Viel später meinte sie einmal zu mir, dass sie sich ja vor ihrem Mann hätte schämen müssen, mich bei Bauern wie ein überflüssiges Möbelstück abzugeben, nur damit sie, die leibliche Mutter, es leichter gehabt hätte. Die Fahrt nach Berlin dauerte mehrere Tage, wir mussten zahlreiche Zwischenstopps einlegen und öfter den Zug wechseln. Die meisten Fahrgäste stammten aus der ehemaligen Reichshauptstadt – Evakuierte, die eine Sondergenehmigung für den Zuzug vom jeweils zuständigen alliierten Stadtkommandanten ihres Sektors bekommen hatten. Selbst im Herbst 1946 herrschte hier noch Zuzugssperre. Berlin war ein riesiges Trümmerfeld und Wohnraum Mangelware.
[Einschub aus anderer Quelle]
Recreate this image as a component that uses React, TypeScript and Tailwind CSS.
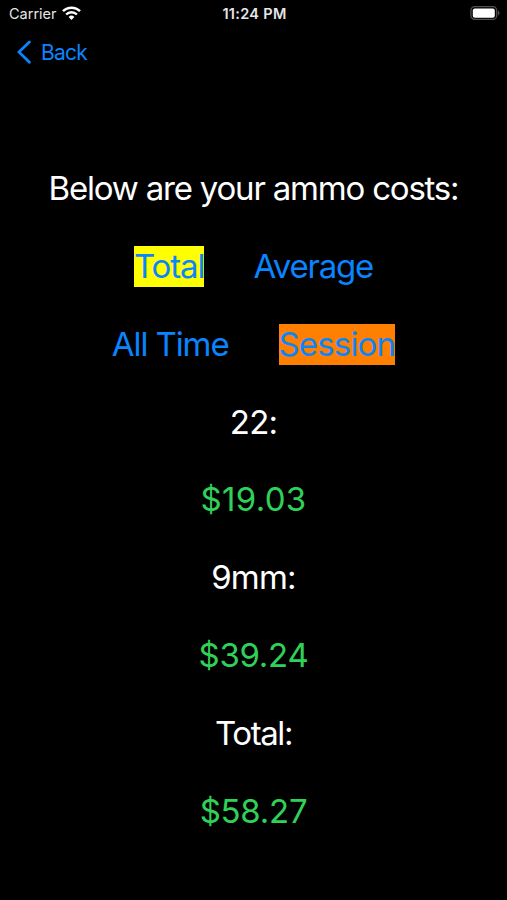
import React from "react";

type CostProps = {
  label: string;
  amount: string;
  labelClass: string;
  amountClass: string;
};

const costs: CostProps[] = [
  { label: "22:", amount: "$19.03", labelClass: "tracking-[-0.8px]", amountClass: "tracking-[0.3px]" },
  { label: "9mm:", amount: "$39.24", labelClass: "tracking-[-0.8px]", amountClass: "tracking-[-0.3px]" },
  { label: "Total:", amount: "$58.27", labelClass: "tracking-[-1.4px]", amountClass: "tracking-[-0.25px]" },
];

const StatusBar = () => {
  return (
    <div className="grid h-7 grid-cols-3 items-center pl-[9px] pr-[7px] text-[14.5px] leading-7">
      <div className="flex items-center gap-[5px] text-[#e6e6e6]">
        <span>Carrier</span>
        <svg viewBox="0 0 19 14" className="-mt-[2px] h-[14px] w-[19px]" fill="none" stroke="#fff">
          <path d="M1 5.2a12 12 0 0 1 17 0" strokeWidth="2.5" />
          <path d="M4.1 8.5a7.6 7.6 0 0 1 10.8 0" strokeWidth="2.3" />
          <path d="M6.6 11a4.1 4.1 0 0 1 5.8 0L9.5 14z" fill="#fff" stroke="none" />
        </svg>
      </div>
      <span className="text-center font-semibold tracking-[0.3px] text-[#e6e6e6]">11:24 PM</span>
      <svg viewBox="0 0 30 14" className="-mt-[2px] h-[14px] w-[30px] justify-self-end">
        <rect x="0.9" y="0.5" width="25.8" height="13" rx="4" fill="none" stroke="#505050" strokeWidth="1.3" />
        <rect x="2.8" y="2.4" width="22" height="9.4" rx="2" fill="#fff" />
        <path d="M28 4.5c2 .8 2 4.2 0 5z" fill="#505050" />
      </svg>
    </div>
  );
};

const Cost = ({ label, amount, labelClass, amountClass }: CostProps) => {
  return (
    <>
      <p className={labelClass}>{label}</p>
      <p className={`text-[#30d158] ${amountClass}`}>{amount}</p>
    </>
  );
};

const App: React.FC = () => {
  return (
    <div className="h-[900px] w-full overflow-hidden bg-black font-['Inter','Liberation_Sans',sans-serif] text-white">
      <StatusBar />
      <button className="ml-[17px] flex h-12 items-center gap-[10px] text-[21px] tracking-[-0.75px] text-[#0a84ff]">
        <svg viewBox="0 0 14 24" className="h-6 w-[14px]" fill="none" stroke="currentColor" strokeWidth="2.8">
          <path d="M12.4 2 1.9 12l10.5 10.3" strokeLinecap="round" strokeLinejoin="miter" />
        </svg>
        <span className="pt-[2px]">Back</span>
      </button>
      <main className="mt-[92px] flex flex-col items-center gap-[36.85px] whitespace-nowrap text-[33px] leading-[41px]">
        <h1 className="tracking-[-1.2px]">Below are your ammo costs:</h1>
        <div className="flex gap-[49px] text-[#0a84ff]">
          <button className="bg-[#ffff00] tracking-[-1.1px]">Total</button>
          <button className="tracking-[-1.2px]">Average</button>
        </div>
        <div className="flex gap-[50px] text-[#0a84ff]">
          <button className="tracking-[-1.1px]">All Time</button>
          <button className="bg-[#ff8000] tracking-[-0.85px]">Session</button>
        </div>
        {costs.map((cost) => (
          <Cost key={cost.label} {...cost} />
        ))}
      </main>
    </div>
  );
};

export default App;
Auf einigen Bahnhöfen hatten das »Rote Kreuz« und die »Caritas« Versorgungsstationen mit Getränken und Wasser eingerichtet. Als wir nach drei Tagen in Berlin eintrafen, hatten wir immer noch etwas Proviant aus Bayern übrig. Da wir nicht mit einem üblichen Reisezug unterwegs waren, fuhr unser Zug auch nicht in einen regulären Bahnhof, sondern in den Steglitzer Güterbahnhof ein. Von dort aus brachten Busse die Reisenden in die einzelnen Bezirke.
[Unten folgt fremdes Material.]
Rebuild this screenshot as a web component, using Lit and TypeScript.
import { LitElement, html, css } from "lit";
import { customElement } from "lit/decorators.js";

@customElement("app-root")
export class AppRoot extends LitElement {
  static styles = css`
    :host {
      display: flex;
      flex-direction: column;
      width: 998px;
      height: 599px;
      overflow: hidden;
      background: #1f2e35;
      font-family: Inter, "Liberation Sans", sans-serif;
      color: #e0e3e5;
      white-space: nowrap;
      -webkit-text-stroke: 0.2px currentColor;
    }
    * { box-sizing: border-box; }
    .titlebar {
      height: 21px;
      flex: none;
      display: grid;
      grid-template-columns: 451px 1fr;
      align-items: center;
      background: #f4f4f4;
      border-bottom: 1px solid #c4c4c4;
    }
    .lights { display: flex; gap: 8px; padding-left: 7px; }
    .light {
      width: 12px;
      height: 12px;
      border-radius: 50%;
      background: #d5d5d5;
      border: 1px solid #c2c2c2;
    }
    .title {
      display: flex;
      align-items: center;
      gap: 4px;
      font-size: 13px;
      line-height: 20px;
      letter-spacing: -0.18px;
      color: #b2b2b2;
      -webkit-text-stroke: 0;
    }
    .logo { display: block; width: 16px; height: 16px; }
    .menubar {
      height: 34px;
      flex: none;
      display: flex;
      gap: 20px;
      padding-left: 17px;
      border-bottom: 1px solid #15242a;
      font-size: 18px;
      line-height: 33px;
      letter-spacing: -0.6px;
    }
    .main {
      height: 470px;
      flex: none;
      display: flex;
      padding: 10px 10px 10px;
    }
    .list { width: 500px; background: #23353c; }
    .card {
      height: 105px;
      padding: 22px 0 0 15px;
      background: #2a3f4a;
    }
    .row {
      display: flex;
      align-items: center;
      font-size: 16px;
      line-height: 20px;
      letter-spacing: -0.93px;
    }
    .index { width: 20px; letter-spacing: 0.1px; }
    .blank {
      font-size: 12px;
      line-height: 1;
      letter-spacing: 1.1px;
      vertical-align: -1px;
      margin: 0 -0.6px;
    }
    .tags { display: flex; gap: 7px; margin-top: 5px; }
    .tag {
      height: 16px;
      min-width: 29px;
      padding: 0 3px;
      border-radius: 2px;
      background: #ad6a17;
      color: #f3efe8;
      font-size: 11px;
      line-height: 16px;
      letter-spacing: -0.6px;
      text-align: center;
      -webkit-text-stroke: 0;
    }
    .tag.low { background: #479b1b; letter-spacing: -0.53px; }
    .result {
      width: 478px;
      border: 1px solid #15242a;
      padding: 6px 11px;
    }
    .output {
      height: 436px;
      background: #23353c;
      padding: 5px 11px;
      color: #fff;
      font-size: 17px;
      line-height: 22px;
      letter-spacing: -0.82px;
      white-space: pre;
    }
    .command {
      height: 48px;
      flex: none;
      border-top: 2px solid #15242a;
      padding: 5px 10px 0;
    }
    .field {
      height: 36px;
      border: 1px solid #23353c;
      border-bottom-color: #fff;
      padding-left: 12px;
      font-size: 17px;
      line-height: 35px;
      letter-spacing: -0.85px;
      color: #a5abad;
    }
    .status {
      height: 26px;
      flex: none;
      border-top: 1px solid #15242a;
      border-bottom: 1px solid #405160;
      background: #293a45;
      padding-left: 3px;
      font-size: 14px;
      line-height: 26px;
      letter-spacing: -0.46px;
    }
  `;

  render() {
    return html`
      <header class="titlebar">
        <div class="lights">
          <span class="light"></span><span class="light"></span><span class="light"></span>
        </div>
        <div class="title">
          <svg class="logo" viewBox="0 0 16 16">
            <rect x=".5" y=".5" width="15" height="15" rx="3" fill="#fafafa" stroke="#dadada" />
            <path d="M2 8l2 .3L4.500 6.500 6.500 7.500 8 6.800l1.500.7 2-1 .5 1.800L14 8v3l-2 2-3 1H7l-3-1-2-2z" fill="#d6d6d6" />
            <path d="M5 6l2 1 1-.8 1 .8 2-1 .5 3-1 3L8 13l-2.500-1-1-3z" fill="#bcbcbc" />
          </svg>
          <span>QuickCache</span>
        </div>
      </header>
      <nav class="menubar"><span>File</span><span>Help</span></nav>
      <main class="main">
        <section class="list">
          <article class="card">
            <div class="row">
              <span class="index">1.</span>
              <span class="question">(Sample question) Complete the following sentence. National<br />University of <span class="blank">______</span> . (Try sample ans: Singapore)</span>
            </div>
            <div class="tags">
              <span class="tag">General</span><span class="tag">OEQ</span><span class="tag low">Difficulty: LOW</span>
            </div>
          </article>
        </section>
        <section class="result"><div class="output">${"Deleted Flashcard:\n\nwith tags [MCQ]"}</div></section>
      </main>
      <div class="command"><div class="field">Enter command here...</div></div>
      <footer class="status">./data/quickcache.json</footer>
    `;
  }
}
Unser Bus fuhr durch eine fast autofreie Stadt. Ganze Straßenzüge lagen noch in Schutt und Trümmern, Ziegelsteine waren an den Gehwegrändern zu Mauern und Mäuerchen sauber aufgestapelt, teilweise bis zu zwei Meter hoch.
Hunderte von leeren Fensterhöhlen grinsten uns an wie ausgestochene Augen. Andere Fenster waren mit Brettern zugenagelt, Ofenrohre durchbrachen wie Atemlöcher die Bretterwand, und aus manchen Schuttbergen ragten Kamine wie geologische Zeugnisse aus vorgeschichtlichen Erdzeitaltern heraus. Schon auf dieser Fahrt durch das zertrümmerte Berlin sehnte ich mich zurück ins grüne idyllische Bayern. Warum waren wir überhaupt in diese Stadt gekommen? Der Zukunft wegen, meinte meine Mutter. Doch die kommt bekanntlich in Raten.
Erst einmal fuhren wir zur ärztlichen Untersuchung und zur Entlausung – für normale Reisende ja eher ungewöhnlich. Aber nun begann ein neuer Abschnitt in meinem Umzugs- und Zigeunerleben.

Brennholz und Kartoffeln
Berlin bedeutete für mich nicht nur eine Umstellung vom Land auf die Stadt, Berlin war einfach eine riesige Enttäuschung. Das freie Durchstreifen von Wiesen und Wald, von Scheunen und Bauernhof war vorbei, ich sah keine Pferde und Kühe mehr, keine Hühner und Enten und‚ was das Schlimmste war: Es gab viel weniger zu essen. Hunger hatte ich jetzt im Grunde immer.